I got soem 6" oval led turn lights grommet set, but they did not come with a template. I need a template so I know what exact size to cut my bumper. if you guys know where they is a template on the net or something let me know thanks.


----------



## firelwn82

For one what kind are they? For two How are they supposed to mount?


----------



## murphyslaw

they are maxxima 60led 6" oval turn signal lights and are grommet mount.

THESE ONES


----------



## firelwn82

Cut the hole just under the size of the light and then put the grommet in and pop in the light. Bingo done.


----------



## BlueLine Ent

The oval is 2 1/2 inches wide and 6 3/4 inches long. Take a 2 1/2 inch hole saw and cut two holes with the centers being 4 1/4 inches apart, and connect the two outside most edges with sawsall or hack saw or jig saw and tada, you have an oval hole that will fit those lights.


----------



## firelwn82

Damn thats a good idea. Do what he says


----------



## murphyslaw

I was hoping to find a template I could trace and hit with the plasma. think I'll just wait till Monday and hit the kenworth shop for a template.


----------



## BlueLine Ent

wish I had a plasma, and I wouldn't have to do what I mentioned above :crying:


----------



## TJS

I have not posted here in a while, but I made a template on my Bpt mill. I used this one for my boat trailer.

T.J.
www.tjsperformance.com


----------



## firelwn82

Damn you guys and your awesome toys. lol. I want a plasma cutter :crying:


----------



## murphyslaw

I have been to lazy to do anything with mine yet. need to get a template or just start wacking at it. but I dont want to mess up the 1/4" steel bumper


----------



## firelwn82

Yeah because your name says it all. Enough said, lol


----------



## murphyslaw

well I remembered that my small car trailer has 6" oval lights on it, so I knocked one out put a chunk of cardboard behind it marked it out with a sharpy.

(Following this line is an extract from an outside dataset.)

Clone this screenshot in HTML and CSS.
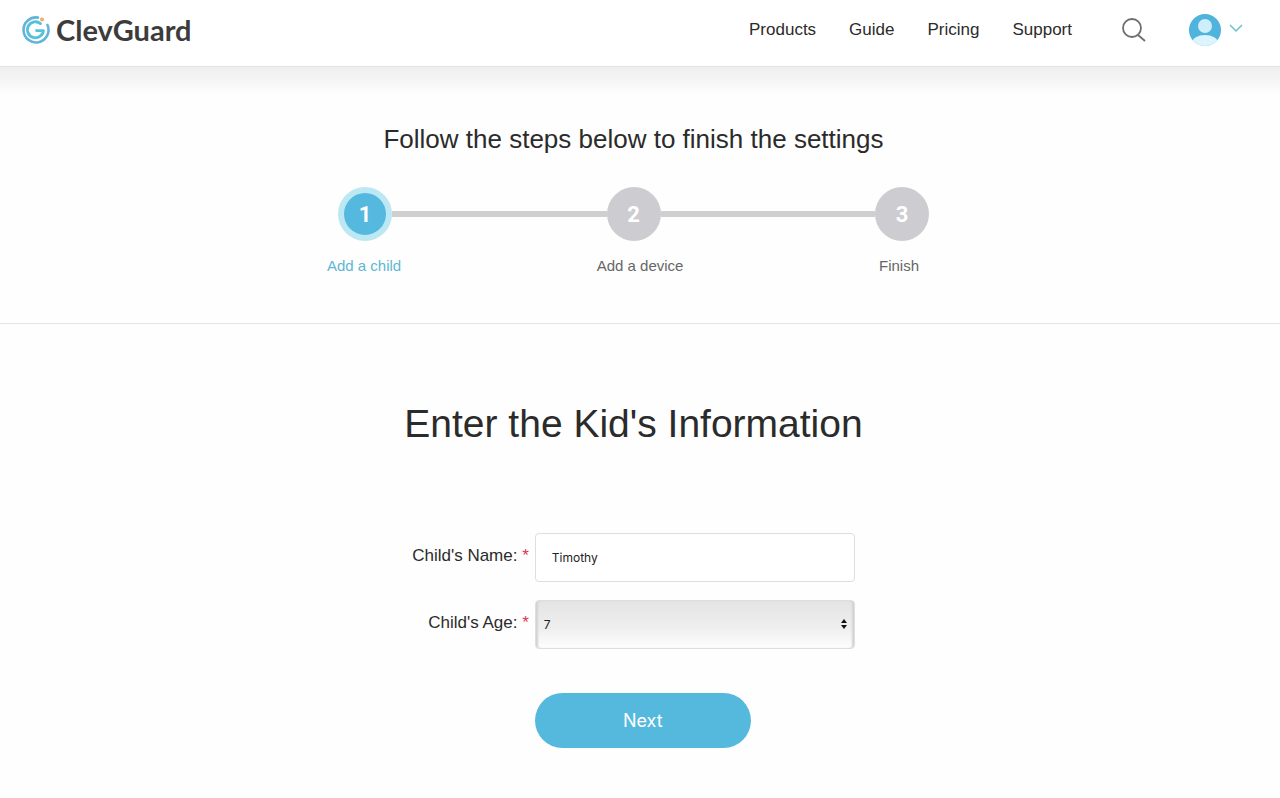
FILE: index.html
```html
<!DOCTYPE html>
<html lang="en">
<head>
  <meta charset="UTF-8" />
  <meta name="viewport" content="width=device-width, initial-scale=1.0"/>
  <title>ClevGuard - Add a child</title>
  <link rel="stylesheet" href="styles.css">
</head>
<body>

  <header class="header">
    <a class="logo" href="#">
      <svg width="30" height="30" viewBox="0 0 30 30" fill="none" aria-hidden="true">
        <path d="M17 2.6A12.5 12.5 0 1 0 26.5 10" stroke="#62b5d8" stroke-width="2.6" stroke-linecap="round"/>
        <path d="M19.5 8.6A8 8 0 1 0 22.4 15.6H15.5" stroke="#55c1dc" stroke-width="2.8" stroke-linecap="round" stroke-linejoin="round"/>
        <circle cx="21" cy="4.5" r="2" fill="#f2a96a"/>
      </svg>
      <span>ClevGuard</span>
    </a>
    <nav class="nav">
      <a href="#">Products</a>
      <a href="#">Guide</a>
      <a href="#">Pricing</a>
      <a href="#">Support</a>
    </nav>
    <button class="icon-btn search" type="button" aria-label="Search">
      <svg width="24" height="24" viewBox="0 0 24 24" fill="none" stroke="#6e6e6e" stroke-width="1.8">
        <circle cx="10" cy="10" r="9"/>
        <path d="M16 17l7 6"/>
      </svg>
    </button>
    <button class="icon-btn account" type="button" aria-label="Account">
      <svg width="32" height="32" viewBox="0 0 32 32">
        <defs>
          <clipPath id="avatar"><circle cx="16" cy="16" r="16"/></clipPath>
        </defs>
        <g clip-path="url(#avatar)">
          <rect width="32" height="32" fill="#4fb3dc"/>
          <ellipse cx="16" cy="29" rx="13" ry="8" fill="#dbf4fd"/>
          <circle cx="16" cy="12" r="7" fill="#cdeefa"/>
        </g>
      </svg>
      <svg width="14" height="12" viewBox="0 0 14 12" fill="none" stroke="#6dbfd2" stroke-width="1.5">
        <path d="M1 1l6 6 6-6"/>
      </svg>
    </button>
  </header>

  <section class="steps">
    <h2>Follow the steps below to finish the settings</h2>
    <div class="track">
      <span class="dot active">1</span>
      <span class="line"></span>
      <span class="dot">2</span>
      <span class="line"></span>
      <span class="dot">3</span>
    </div>
    <div class="step-names">
      <span class="current">Add a child</span>
      <span>Add a device</span>
      <span>Finish</span>
    </div>
  </section>

  <main class="info">
    <h1>Enter the Kid's Information</h1>
    <form class="form" id="childForm">
      <label for="name">Child's Name: <span class="required">*</span></label>
      <input type="text" id="name" name="name" value="Timothy" required>

      <label for="age">Child's Age: <span class="required">*</span></label>
      <div class="select">
        <select id="age" name="age" required>
          <option>5</option>
          <option>6</option>
          <option selected>7</option>
          <option>8</option>
          <option>9</option>
        </select>
        <svg width="6" height="10" viewBox="0 0 6 10" fill="#111" aria-hidden="true">
          <path d="M3 0l3 4H0zM3 10l3-4H0z"/>
        </svg>
      </div>

      <button class="next" type="submit">Next</button>
    </form>
  </main>

</body>
</html>
```
FILE: styles.css
```css
* {
  box-sizing: border-box;
}
body {
  margin: 0;
  font-family: "Liberation Sans", Arial, sans-serif;
  font-size: 17px;
  color: #2b2b2b;
  background-color: #fefefe;
}
a {
  color: inherit;
  text-decoration: none;
}
h1, h2 {
  margin: 0;
  font-weight: normal;
  text-align: center;
}

/* header */
.header {
  display: flex;
  align-items: center;
  height: 67px;
  padding: 0 37px 7px 21px;
  background-color: #fff;
  border-bottom: 1px solid #e4e4e4;
}
.logo {
  display: flex;
  align-items: center;
  gap: 5px;
  margin-right: auto;
  font-family: Lato, sans-serif;
  font-size: 29px;
  font-weight: bold;
  line-height: 32px;
  color: #3c3c3c;
}
.nav {
  display: flex;
  gap: 33px;
}
.icon-btn {
  display: flex;
  align-items: center;
  padding: 0;
  border: none;
  background: none;
  cursor: pointer;
}
.search {
  margin-left: 50px;
}
.account {
  gap: 8px;
  margin-left: 43px;
}

/* steps */
.steps {
  padding: 56px 13px 47px 0;
  border-bottom: 1px solid #e4e4e4;
  background: linear-gradient(#efefef, #f4f4f4 12px, #fefefe 28px);
}
.steps h2 {
  font-size: 26px;
  line-height: 32px;
}
.track {
  display: flex;
  align-items: center;
  max-width: 591px;
  margin: 32px auto 0;
}
.dot {
  display: flex;
  align-items: center;
  justify-content: center;
  width: 54px;
  height: 54px;
  border-radius: 50%;
  background-color: #cdccd1;
  color: #fff;
  font-family: Roboto, sans-serif;
  font-size: 22px;
  font-weight: bold;
}
.dot.active {
  background-color: #55b9df;
  border: 6px solid #bce8f4;
}
.line {
  flex: 1;
  height: 6px;
  background-color: #cfcfcf;
}
.step-names {
  display: flex;
  justify-content: space-between;
  max-width: 613px;
  margin: 15px auto 0;
  padding-right: 21px;
  font-size: 15px;
  line-height: 20px;
  color: #666;
}
.step-names .current {
  color: #5db7d3;
}

/* form */
.info {
  padding: 76px 13px 48px 0;
}
.info h1 {
  font-size: 39px;
  line-height: 48px;
}
.form {
  display: grid;
  grid-template-columns: max-content 320px;
  justify-content: center;
  align-items: center;
  gap: 18px 6px;
  margin-top: 85px;
}
.form label {
  padding-bottom: 3px;
  text-align: right;
}
.required {
  color: #d9364f;
}
.form input, .form select {
  display: block;
  width: 100%;
  height: 49px;
  border: 1px solid #dedede;
  border-radius: 4px;
  background-color: #fff;
  color: #222;
  font-family: Inter, sans-serif;
  font-size: 12px;
}
.form input {
  padding: 0 16px;
}
.select {
  position: relative;
}
.form select {
  appearance: none;
  padding: 0 8px;
  background: linear-gradient(#e4e4e4, #efefef 60%, #fefefe);
  box-shadow: inset 3px 0 2px -1px #d2d2d2, inset -3px 0 2px -1px #d2d2d2;
}
.select svg {
  position: absolute;
  top: 19px;
  right: 8px;
  pointer-events: none;
}
.next {
  grid-column: 2;
  width: 216px;
  height: 55px;
  margin-top: 26px;
  border: none;
  border-radius: 28px;
  background-color: #55b9de;
  color: #fff;
  font-family: Inter, sans-serif;
  font-size: 18px;
  cursor: pointer;
}
```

then cut it out and traced it on to my bumper. got one installed and wired gonna work on the other one in a few then I'll post a pic.


----------



## firelwn82

Sweet sounds good. Are you done yet huh huuh. :redbounce:bluebounc


----------



## murphyslaw

yup all done total time taken 2hrs.

made the template held it up to bumper shot it with paint to mark the bumper, grabbed the plasma cut it out popped in the grommets popped in the lights soldered up the wires to the factory plug and wallah done.


----------



## firelwn82

Ok and pictures mr. Sweet tools??


----------



## murphyslaw

when it gets light out.


----------



## firelwn82

So that will be in the spring then? Since your in Alaska and all


----------



## murphyslaw

no gets light bout 9a. I got pics but the camera is in my jumpsuite at the shop and I just came home.


----------



## firelwn82

Well you should run back and get it cause your breaking my heart. lol. I'm kidding


----------



## murphyslaw

ok so I was wrong it was on the dash of my truck HAHAHA.


















kinda wiered how the bumper looks strange but its square with the truck.


----------



## murphyslaw

you can see here, when I built this bumper I used the stock turn lights untill I got these


----------



## firelwn82

Thats turned out pretty good. So are they just turn and marker lights or are they hooked up to a flasher also?


----------



## murphyslaw

no they are jsut running/turn I have two mini bars and dash/deck lights. and some other strobes, needless to say the truckers hate me when we are caravaning for 5-14hrs a day


----------